>>>

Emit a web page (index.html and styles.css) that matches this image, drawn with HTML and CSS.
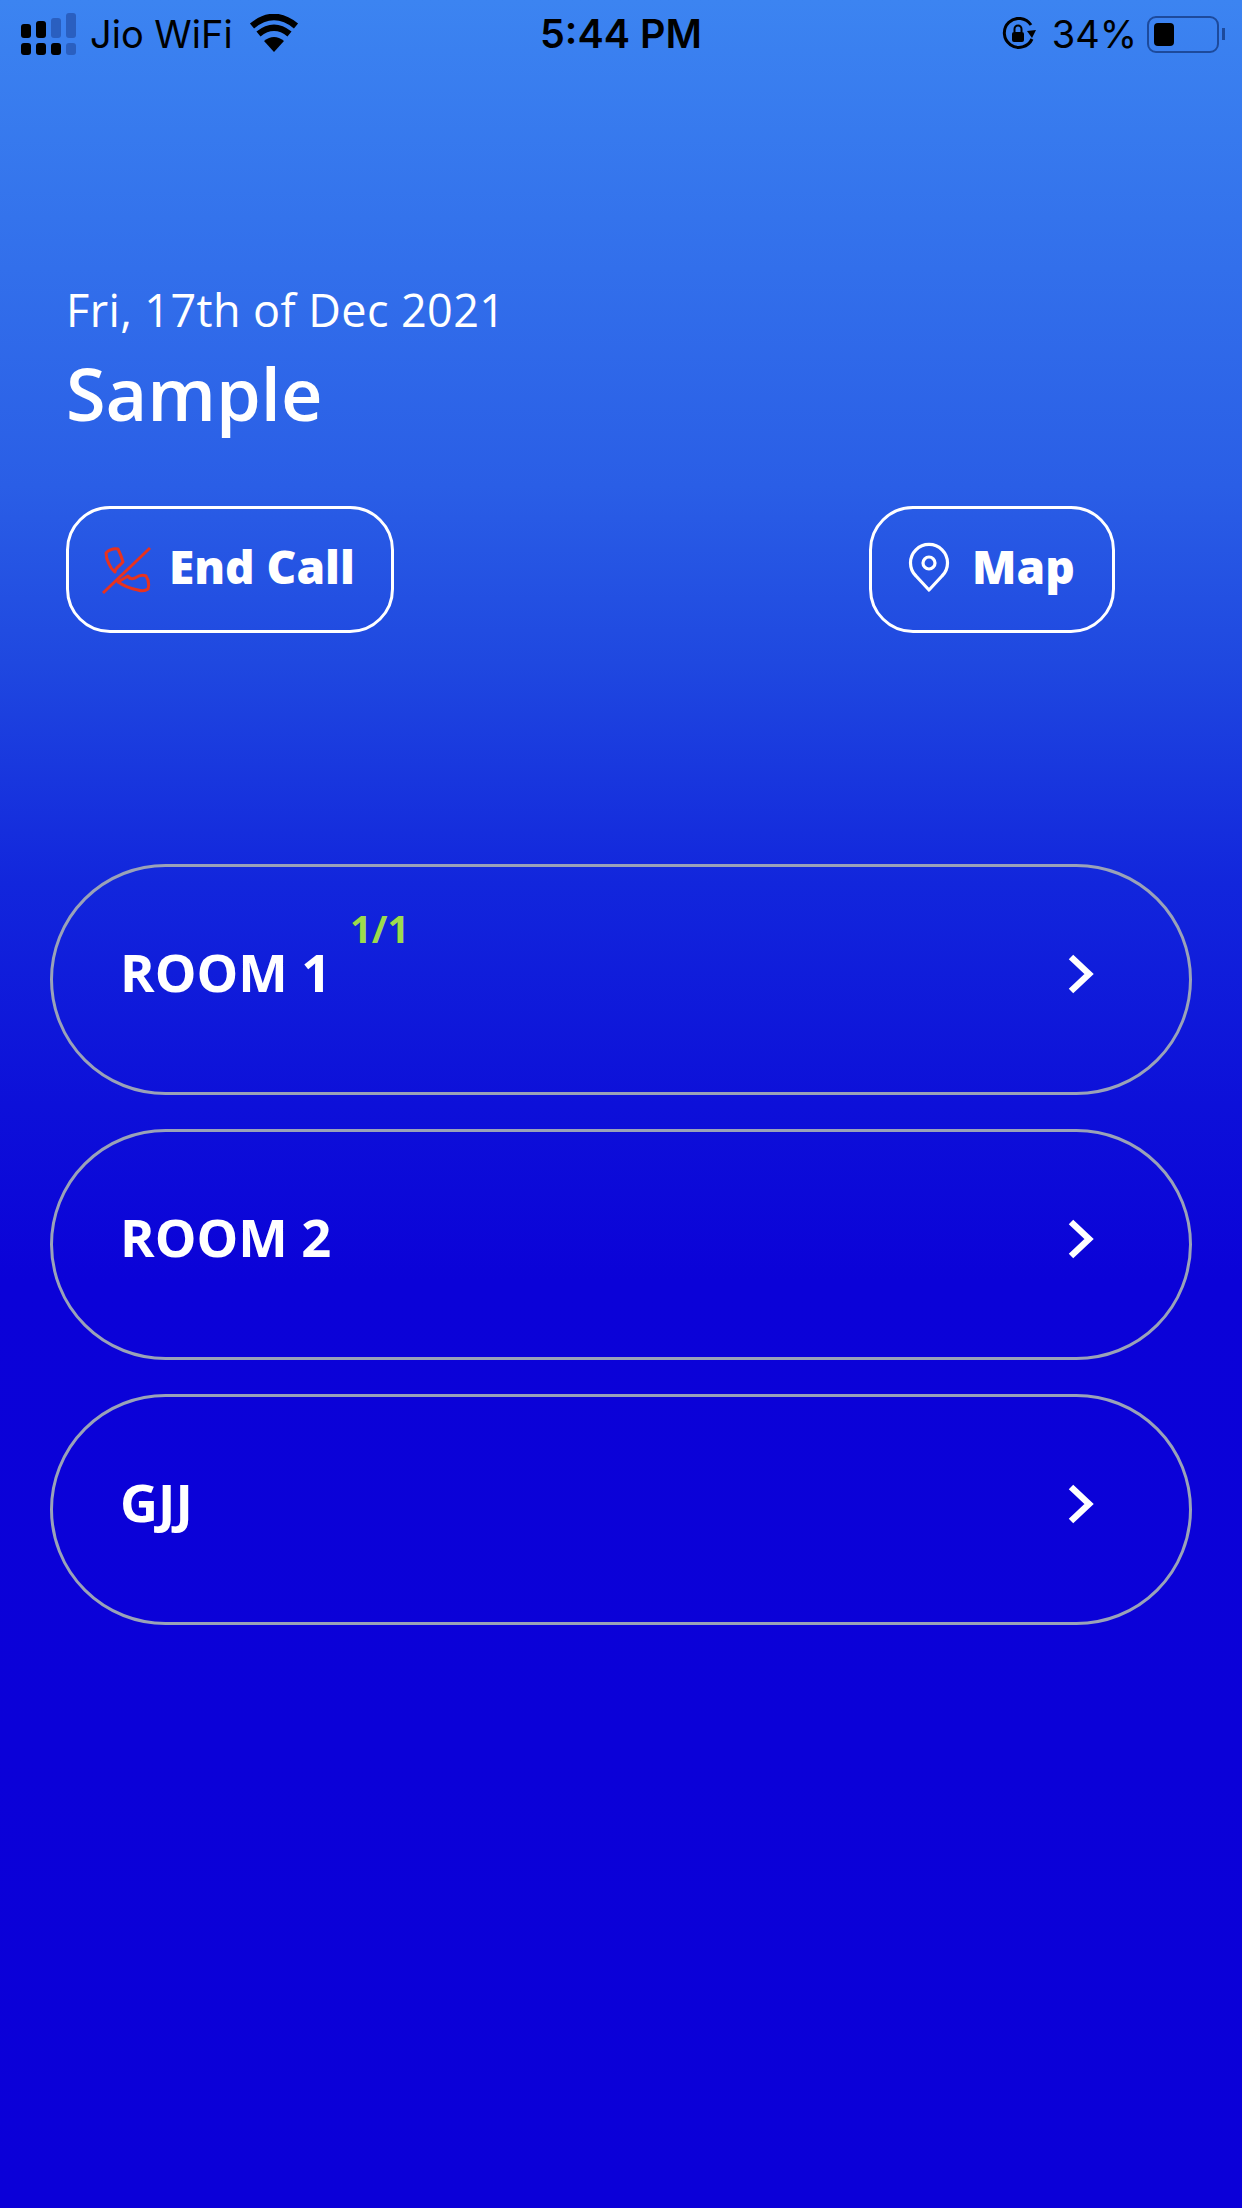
FILE: index.html
```html
<!DOCTYPE html>
<html lang="en">
<head>
<meta charset="UTF-8" />
<meta name="viewport" content="width=device-width, initial-scale=1" />
<title>Rooms</title>
<link rel="stylesheet" href="styles.css">
</head>
<body>

<!-- Status bar -->
<div class="status-bar">
  <div class="status-left">
    <svg class="signal" width="58" height="42" viewBox="0 0 58 42">
      <g fill="#000">
        <rect x="1" y="11" width="10" height="14" rx="3"/>
        <rect x="16" y="8" width="10" height="17" rx="3"/>
        <rect x="1" y="30" width="10" height="12" rx="3"/>
        <rect x="16" y="30" width="10" height="12" rx="3"/>
        <rect x="31" y="30" width="10" height="12" rx="3"/>
      </g>
      <g fill="#2a5fc0">
        <rect x="31" y="5" width="10" height="20" rx="3"/>
        <rect x="46" y="0" width="10" height="25" rx="3"/>
        <rect x="46" y="30" width="10" height="12" rx="3"/>
      </g>
    </svg>
    <span class="carrier">Jio WiFi</span>
    <svg class="wifi" width="50" height="38" viewBox="0 0 50 38">
      <path d="M25 38 L15 27 Q25 19 35 27 Z" fill="#000"/>
      <path d="M9.500 20 Q25 7.500 40.500 20" fill="none" stroke="#000" stroke-width="6.500"/>
      <path d="M3 12 Q25 -6 47 12" fill="none" stroke="#000" stroke-width="6.500"/>
    </svg>
  </div>
  <div class="status-time">5:44 PM</div>
  <div class="status-right">
    <svg class="rotation" width="36" height="34" viewBox="0 0 36 34">
      <path d="M30 8 A14.500 14.500 0 1 0 31 22" fill="none" stroke="#000" stroke-width="3"/>
      <path d="M26 14 L35 13 L31 21 Z" fill="#000"/>
      <rect x="11" y="15" width="12" height="10" rx="2" fill="#000"/>
      <path d="M13.500 15 V12 A3.500 3.500 0 0 1 20.500 12 V15" fill="none" stroke="#000" stroke-width="2"/>
    </svg>
    <span class="battery-pct">34%</span>
    <div class="battery">
      <div class="battery-level"></div>
    </div>
    <div class="battery-tip"></div>
  </div>
</div>

<!-- Header -->
<div class="header">
  <div class="date">Fri, 17th of Dec 2021</div>
  <h1 class="title">Sample</h1>
  <div class="actions">
    <button class="action-btn end-call">
      <svg width="50" height="50" viewBox="0 0 50 50">
        <path d="M5 8 Q10 3 17 4 Q20 10 22 17 L19 20 Q14 24 14 27 Q10 24 8 19 Q5 13 5 8 Z" fill="none" stroke="#e8321e" stroke-width="3" stroke-linejoin="round"/>
        <path d="M17 37 L27 31 Q29 35 34 33 Q40 29 45 31 Q49 37 47 44 Q43 47 37 45 Q26 43 17 37 Z" fill="none" stroke="#e8321e" stroke-width="3" stroke-linejoin="round"/>
        <path d="M2 48 L49 3" stroke="#e8321e" stroke-width="3"/>
      </svg>
      <span class="btn-label">End Call</span>
    </button>
    <button class="action-btn map">
      <svg class="pin" width="42" height="50" viewBox="0 0 42 50">
        <path d="M21 48 L8 34 A18.500 18.500 0 1 1 34 34 Z" fill="none" stroke="#fff" stroke-width="3.200" stroke-linejoin="round"/>
        <circle cx="21" cy="21" r="6" fill="none" stroke="#fff" stroke-width="3.200"/>
      </svg>
      <span class="btn-label">Map</span>
    </button>
  </div>
</div>

<!-- Rooms -->
<div class="room-list">
  <div class="room">
    <span class="room-name">ROOM 1<span class="room-count">1/1</span></span>
    <svg class="chevron" width="28" height="42" viewBox="0 0 28 42"><path d="M3 4 L21 21 L3 38" fill="none" stroke="#fff" stroke-width="6.500"/></svg>
  </div>
  <div class="room">
    <span class="room-name">ROOM 2</span>
    <svg class="chevron" width="28" height="42" viewBox="0 0 28 42"><path d="M3 4 L21 21 L3 38" fill="none" stroke="#fff" stroke-width="6.500"/></svg>
  </div>
  <div class="room">
    <span class="room-name">GJJ</span>
    <svg class="chevron" width="28" height="42" viewBox="0 0 28 42"><path d="M3 4 L21 21 L3 38" fill="none" stroke="#fff" stroke-width="6.500"/></svg>
  </div>
</div>

</body>
</html>
```

FILE: styles.css
```css
html, body {
  margin: 0;
  padding: 0;
}

body {
  width: 1242px;
  height: 2208px;
  overflow: hidden;
  font-family: "Open Sans", Arial, sans-serif;
  color: #fff;
  background: linear-gradient(180deg, #3c84f1 0%, #2a5ee6 22%, #1f48e0 30%, #1226dc 40%, #0d10d9 50%, #0b02d8 58%, #0b00d8 100%);
}

/* Status bar */
.status-bar {
  position: relative;
  height: 68px;
  display: flex;
  align-items: center;
  justify-content: space-between;
  padding: 0 17px 0 20px;
  color: #000;
  font-family: Inter, "Liberation Sans", Arial, sans-serif;
  font-size: 38px;
}

.status-left,
.status-right {
  display: flex;
  align-items: center;
}

.carrier {
  margin-left: 12px;
  margin-right: 16px;
}

.wifi {
  margin-bottom: 3px;
}

.status-time {
  position: absolute;
  left: 540px;
  font-weight: 600;
  font-size: 39.500px;
}

.rotation {
  margin-right: 15px;
}

.battery-pct {
  margin-right: 10px;
}

.battery {
  width: 58px;
  height: 23px;
  border: 2px solid #1d4a9c;
  border-radius: 9px;
  padding: 5px;
}

.battery-level {
  width: 20px;
  height: 23px;
  background: #000;
  border-radius: 4px;
}

.battery-tip {
  width: 3px;
  height: 12px;
  background: #1d4a9c;
  margin-left: 3px;
}

/* Header */
.header {
  padding: 215px 127px 0 66px;
}

.date {
  font-size: 45px;
  line-height: 54px;
  letter-spacing: 0.4px;
}

.title {
  margin: 11px 0 0;
  font-size: 72px;
  line-height: 90px;
  font-weight: 600;
}

.actions {
  display: flex;
  justify-content: space-between;
  margin-top: 68px;
}

.action-btn {
  display: flex;
  align-items: center;
  height: 127px;
  box-sizing: border-box;
  border: 3px solid #fff;
  border-radius: 44px;
  background: transparent;
  color: #fff;
  font-family: inherit;
  font-size: 46px;
  font-weight: 800;
}

.btn-label {
  margin-bottom: 8px;
}

.end-call {
  width: 328px;
  padding: 0 0 0 32px;
  gap: 18px;
}

.map {
  width: 246px;
  padding: 0 0 0 36px;
  gap: 22px;
}

.pin {
  margin-bottom: 6px;
}

/* Rooms */
.room-list {
  display: flex;
  flex-direction: column;
  gap: 34px;
  margin: 231px 50px 0;
}

.room {
  display: flex;
  align-items: flex-start;
  justify-content: space-between;
  height: 231px;
  box-sizing: border-box;
  border: 3px solid #9aa2b8;
  border-radius: 115.500px;
  padding: 71px 93px 0 67px;
}

.room-name {
  position: relative;
  font-size: 52.500px;
  line-height: 68px;
  font-weight: 700;
}

.room-count {
  position: absolute;
  left: 230px;
  top: -35px;
  font-size: 38px;
  line-height: 50px;
  color: #9ddb4c;
}

.chevron {
  margin-top: 15px;
}
```
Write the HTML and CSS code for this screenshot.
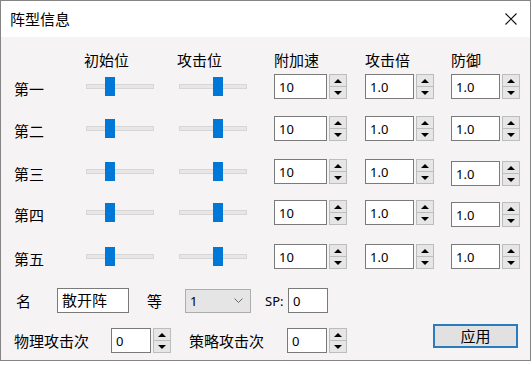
FILE: index.html
```html
<!DOCTYPE html>
<html lang="zh-CN">
<head>
    <meta charset="UTF-8">
    <meta name="viewport" content="width=device-width, initial-scale=1.0">
    <title>阵型信息</title>
    <link rel="stylesheet" href="styles.css">
</head>
<body>

<div class="window">
    <div class="titlebar">
        <span class="title">阵型信息</span>
        <svg class="close" width="12" height="12" viewBox="0 0 12 12">
            <path d="M0.5 0.5 L11.5 11.5 M11.5 0.5 L0.5 11.5" stroke="#111" stroke-width="1.1" fill="none"/>
        </svg>
    </div>

    <div class="content">
        <div class="grid">
            <!-- header -->
            <div></div>
            <div class="head head-first">初始位</div>
            <div class="head head-first">攻击位</div>
            <div class="head">附加速</div>
            <div class="head">攻击倍</div>
            <div class="head">防御</div>

            <!-- row 1 -->
            <div class="cell label">第一</div>
            <div class="cell"><div class="slider"><div class="track"></div><div class="thumb" style="left: 19px"></div></div></div>
            <div class="cell"><div class="slider"><div class="track"></div><div class="thumb" style="left: 34px"></div></div></div>
            <div class="cell"><input class="num" value="10"><div class="spin"><span class="up"></span><span class="down"></span></div></div>
            <div class="cell"><input class="num narrow" value="1.0"><div class="spin"><span class="up"></span><span class="down"></span></div></div>
            <div class="cell"><input class="num narrow" value="1.0"><div class="spin"><span class="up"></span><span class="down"></span></div></div>

            <!-- row 2 -->
            <div class="cell label">第二</div>
            <div class="cell"><div class="slider"><div class="track"></div><div class="thumb" style="left: 19px"></div></div></div>
            <div class="cell"><div class="slider"><div class="track"></div><div class="thumb" style="left: 34px"></div></div></div>
            <div class="cell"><input class="num" value="10"><div class="spin"><span class="up"></span><span class="down"></span></div></div>
            <div class="cell"><input class="num narrow" value="1.0"><div class="spin"><span class="up"></span><span class="down"></span></div></div>
            <div class="cell"><input class="num narrow" value="1.0"><div class="spin"><span class="up"></span><span class="down"></span></div></div>

            <!-- row 3 -->
            <div class="cell label">第三</div>
            <div class="cell"><div class="slider"><div class="track"></div><div class="thumb" style="left: 19px"></div></div></div>
            <div class="cell"><div class="slider"><div class="track"></div><div class="thumb" style="left: 34px"></div></div></div>
            <div class="cell"><input class="num" value="10"><div class="spin"><span class="up"></span><span class="down"></span></div></div>
            <div class="cell"><input class="num narrow" value="1.0"><div class="spin"><span class="up"></span><span class="down"></span></div></div>
            <div class="cell lower"><input class="num narrow" value="1.0"><div class="spin"><span class="up"></span><span class="down"></span></div></div>

            <!-- row 4 -->
            <div class="cell label">第四</div>
            <div class="cell"><div class="slider"><div class="track"></div><div class="thumb" style="left: 19px"></div></div></div>
            <div class="cell"><div class="slider"><div class="track"></div><div class="thumb" style="left: 34px"></div></div></div>
            <div class="cell"><input class="num" value="10"><div class="spin"><span class="up"></span><span class="down"></span></div></div>
            <div class="cell"><input class="num narrow" value="1.0"><div class="spin"><span class="up"></span><span class="down"></span></div></div>
            <div class="cell lower"><input class="num narrow" value="1.0"><div class="spin"><span class="up"></span><span class="down"></span></div></div>

            <!-- row 5 -->
            <div class="cell label">第五</div>
            <div class="cell"><div class="slider"><div class="track"></div><div class="thumb" style="left: 19px"></div></div></div>
            <div class="cell"><div class="slider"><div class="track"></div><div class="thumb" style="left: 34px"></div></div></div>
            <div class="cell"><input class="num" value="10"><div class="spin"><span class="up"></span><span class="down"></span></div></div>
            <div class="cell"><input class="num narrow" value="1.0"><div class="spin"><span class="up"></span><span class="down"></span></div></div>
            <div class="cell"><input class="num narrow" value="1.0"><div class="spin"><span class="up"></span><span class="down"></span></div></div>
        </div>

        <div class="meta meta-name">
            <span class="lbl lbl-name">名</span>
            <input class="text name-box" value="散开阵">
            <span class="lbl lbl-rank">等</span>
            <div class="combo">
                <span>1</span>
                <svg width="9" height="5" viewBox="0 0 9 5"><polyline points="0.5,0.5 4.5,4.5 8.5,0.5" fill="none" stroke="#666" stroke-width="1"/></svg>
            </div>
            <span class="lbl-sp">SP:</span>
            <input class="num small" value="0">
        </div>

        <div class="meta meta-attack">
            <span class="lbl lbl-phys">物理攻击次</span>
            <input class="num small" value="0">
            <div class="spin"><span class="up"></span><span class="down"></span></div>
            <span class="lbl lbl-tactic">策略攻击次</span>
            <input class="num small" value="0">
            <div class="spin"><span class="up"></span><span class="down"></span></div>
            <button class="apply">应用</button>
        </div>
    </div>
</div>

</body>
</html>
```

FILE: styles.css
```css
body {
    margin: 0;
    background-color: #fff;
    font-family: "Noto Sans", "Noto Sans CJK SC", sans-serif;
    color: #000;
}

.window {
    width: 529px;
    height: 359px;
    border: 1px solid #858585;
    background-color: #f6f3f5;
}

.titlebar {
    height: 36px;
    background-color: #fff;
    display: flex;
    align-items: center;
    justify-content: space-between;
    padding: 0 13px 0 9px;
}

.title {
    font-size: 15px;
    line-height: 20px;
}

.content {
    padding: 13px 0 0 13px;
}

.grid {
    display: grid;
    grid-template-columns: 72px 93px 95px 91px 86px 79px;
    grid-template-rows: 24px 42px 43px 41px 44px 25px;
    align-items: start;
}

.head {
    font-size: 15px;
    line-height: 20px;
}

.head-first {
    margin-left: -2px;
}

.cell {
    height: 25px;
    display: flex;
    align-items: center;
}

.cell.lower {
    margin-top: 2px;
}

.label {
    font-size: 15px;
    padding-top: 2px;
}

.slider {
    position: relative;
    width: 68px;
    height: 25px;
}

.track {
    position: absolute;
    left: 0;
    right: 0;
    top: 10px;
    height: 5px;
    box-sizing: border-box;
    background-color: #e7e7e7;
    border: 1px solid #d6d6d6;
}

.thumb {
    position: absolute;
    top: 3px;
    width: 10px;
    height: 19px;
    background-color: #0078d7;
}

.num,
.text {
    box-sizing: border-box;
    width: 53px;
    height: 25px;
    margin: 0;
    padding: 0 0 0 4px;
    border: 1px solid #7a7a7a;
    background-color: #fff;
    font-family: "Noto Sans", "Noto Sans CJK SC", sans-serif;
    font-size: 13px;
    color: #000;
    outline: none;
}

.num.narrow {
    width: 49px;
}

.num.small {
    width: 40px;
}

.spin {
    width: 18px;
    height: 25px;
    margin-left: 2px;
    display: flex;
    flex-direction: column;
}

.spin span {
    box-sizing: border-box;
    flex: 1;
    display: flex;
    align-items: center;
    justify-content: center;
    background-color: #e6e6e6;
    border: 1px solid #bdbdbd;
}

.spin .down {
    border-top: none;
}

.spin .up::after {
    content: "";
    border-left: 4px solid transparent;
    border-right: 4px solid transparent;
    border-bottom: 4px solid #000;
}

.spin .down::after {
    content: "";
    border-left: 4px solid transparent;
    border-right: 4px solid transparent;
    border-top: 4px solid #000;
}

.meta {
    display: flex;
    align-items: center;
    height: 25px;
}

.meta-name {
    margin-top: 19px;
}

.meta-attack {
    margin-top: 15px;
}

.lbl {
    font-size: 15px;
    flex-shrink: 0;
}

.lbl-name {
    width: 41px;
    padding-left: 2px;
}

.name-box {
    width: 72px;
    font-size: 15px;
    padding-bottom: 3px;
}

.lbl-rank {
    width: 38px;
    margin-left: 18px;
}

.combo {
    box-sizing: border-box;
    width: 66px;
    height: 24px;
    display: flex;
    align-items: center;
    justify-content: space-between;
    padding: 0 7px 0 4px;
    background-color: #e5e5e5;
    border: 1px solid #adadad;
    font-size: 13px;
}

.lbl-sp {
    width: 23px;
    margin-left: 14px;
    font-size: 13px;
}

.lbl-phys {
    width: 97px;
}

.lbl-tactic {
    width: 98px;
    margin-left: 18px;
}

.apply {
    align-self: flex-start;
    margin: -4px 12px 0 auto;
    width: 85px;
    height: 24px;
    padding: 0;
    border: 2px solid #2b7cbd;
    background-color: #e1e1e1;
    font-family: "Noto Sans CJK SC", sans-serif;
    font-size: 15px;
    line-height: 18px;
    color: #000;
}
```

<<<

## Task instructions
Give only the count of lines in the data that include the string "this".

## Solution below
2